If we modify the definition of \(r^*\) to be the supremum of \( r > 0\) such that \(\gamma \ref{r} < 0\), then \(r^* = r_+\) in this case, and (7.4.15) is valid in general with the obvious modification of \(r_o\).

Figure 7.8: Graphical minimization of \(\gamma \ref{r} − (\alpha /n)r\) for the case where \(\gamma (r^+) < \infty\). As before, for any \(r < r_+\), we can find \(\gamma (r)−r\alpha /n\) by drawing a line of slope \((\alpha /n)\) from the point \((r, \gamma (r))\) to the vertical axis. If \(\gamma' \ref{r} = \alpha /n\) for some \( r < r_+\), the minimum occurs at that \( r\). Otherwise, as shown in the figure, it occurs at \(r = r_+\).

We could now use this result, plus the union bound, to find an upper bound on the probability of threshold crossing, \(i.e.\), \(\text{Pr}\{\bigcup^{\infty}_{n=1} \{S_n \geq \alpha \}\}\). The coefficients in this are somewhat messy and change according to the special cases discussed above.

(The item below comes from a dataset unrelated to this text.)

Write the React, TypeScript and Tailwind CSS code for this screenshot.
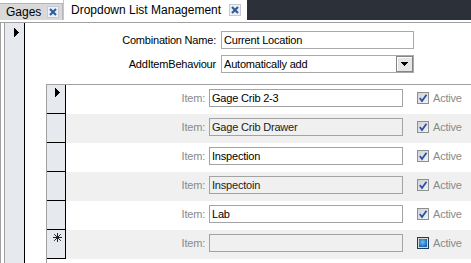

It is far more instructive and elegant to develop Wald’s identity, which shows that \(\text{Pr}\{ \bigcup_n \{ S_n \geq \alpha \}\} \leq \exp [−\alpha r^*]\). This is slightly stronger than the Chernoff bound approach in that the bound on the probability of the union is the same as that on a single term in the Chernoff bound approach. The main value of the Chernoff bound approach, then, is to provide assurance that the bound is exponentially tight.

______________________________________

One might ask whether \(X_1, X_2, . . .\) are the same rv’s in this new probability measure as in the old. It is usually convenient to view them as being the same, since they correspond to the same mapping from sample points to sample values in both probability measures. However, since the probability space has changed, one can equally well view them as different rv’s. It doesn’t make any difference which viewpoint is adopted, since all we use the relationship in (7.4.4), and other similar relationships, to calculate probabilities in the original system.